EXERCISE INSTRUCTIONS - From the entries below, pull out each line where "this" appears.

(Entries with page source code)
################

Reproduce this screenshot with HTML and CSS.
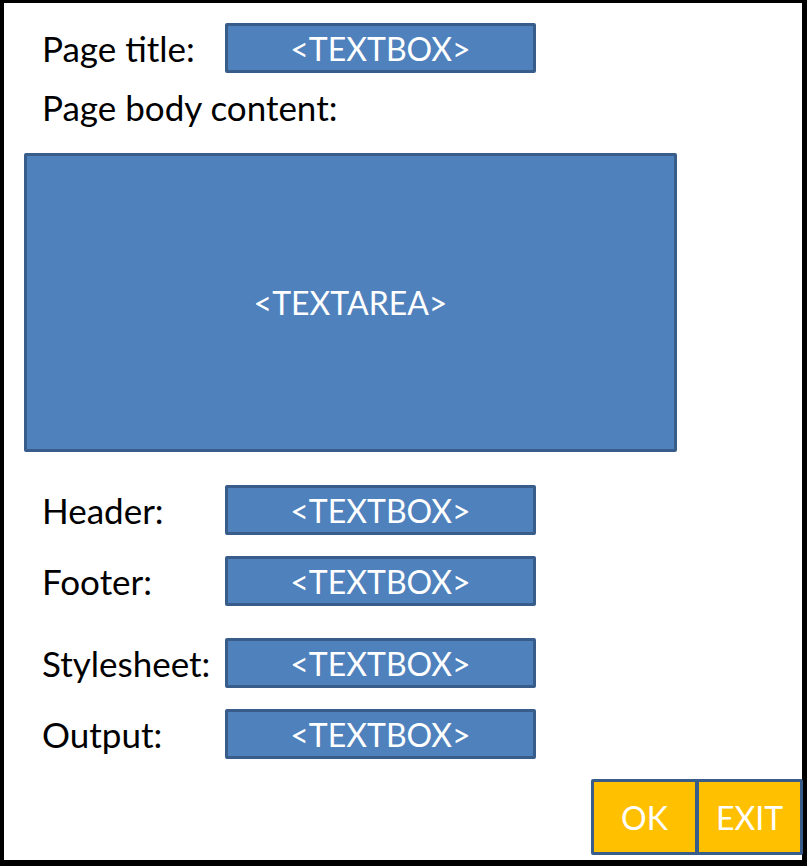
FILE: index.html
```html
<!DOCTYPE html>
<html>
<head>
<meta charset="utf-8">
<link rel="stylesheet" href="styles.css">
</head>
<body>
<div class="frame">
  <div class="row row-title">
    <span class="label">Page title:</span>
    <div class="box">&lt;TEXTBOX&gt;</div>
  </div>
  <div class="label label-body">Page body content:</div>
  <div class="area">&lt;TEXTAREA&gt;</div>
  <div class="row row-header">
    <span class="label">Header:</span>
    <div class="box">&lt;TEXTBOX&gt;</div>
  </div>
  <div class="row row-footer">
    <span class="label">Footer:</span>
    <div class="box">&lt;TEXTBOX&gt;</div>
  </div>
  <div class="row row-style">
    <span class="label">Stylesheet:</span>
    <div class="box">&lt;TEXTBOX&gt;</div>
  </div>
  <div class="row row-output">
    <span class="label">Output:</span>
    <div class="box">&lt;TEXTBOX&gt;</div>
  </div>
  <div class="buttons">
    <div class="btn btn-ok">OK</div>
    <div class="btn btn-exit">EXIT</div>
  </div>
</div>
</body>
</html>
```

FILE: styles.css
```css
html, body {
  margin: 0;
  padding: 0;
  background: #ffffff;
}
body {
  font-family: "Lato", "Open Sans", sans-serif;
}
.frame {
  box-sizing: border-box;
  width: 807px;
  height: 866px;
  border-style: solid;
  border-color: #000000;
  border-width: 3px 5px 6px 4px;
  display: flex;
  flex-direction: column;
  align-items: flex-start;
  padding: 20px 0 0 20px;
}
.row {
  display: flex;
  align-items: center;
  height: 50px;
}
.label {
  font-size: 35px;
  color: #000000;
  line-height: 50px;
  width: 183px;
  padding-left: 18px;
  white-space: nowrap;
}
.label-body {
  height: 50px;
  margin-top: 9px;
}
.box, .area {
  box-sizing: border-box;
  background: #4f81bd;
  border: 3px solid #385d8a;
  border-radius: 2px;
  color: #ffffff;
  font-size: 32px;
  display: flex;
  align-items: center;
  justify-content: center;
}
.box {
  width: 311px;
  height: 50px;
}
.area {
  width: 653px;
  height: 299px;
  margin-top: 21px;
}
.row-header { margin-top: 33px; }
.row-footer { margin-top: 21px; }
.row-style  { margin-top: 32px; }
.row-output { margin-top: 21px; }
.buttons {
  align-self: flex-end;
  margin-top: 20px;
  margin-right: -1px;
  display: flex;
  box-sizing: border-box;
  height: 76px;
  width: 212px;
  background: #385d8a;
  border: 3px solid #385d8a;
  border-radius: 2px;
  gap: 4px;
}
.btn {
  flex: 1;
  background: #ffc000;
  color: #ffffff;
  font-size: 32px;
  display: flex;
  align-items: center;
  justify-content: center;
}
```
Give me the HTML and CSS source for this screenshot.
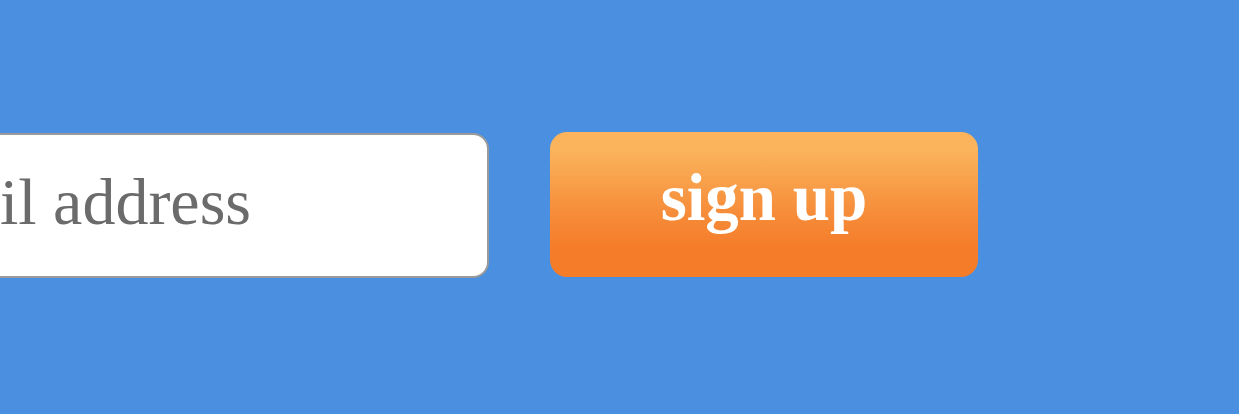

################

FINISHED TASK -
Reproduce this screenshot with HTML and CSS.
Give me the HTML and CSS source for this screenshot.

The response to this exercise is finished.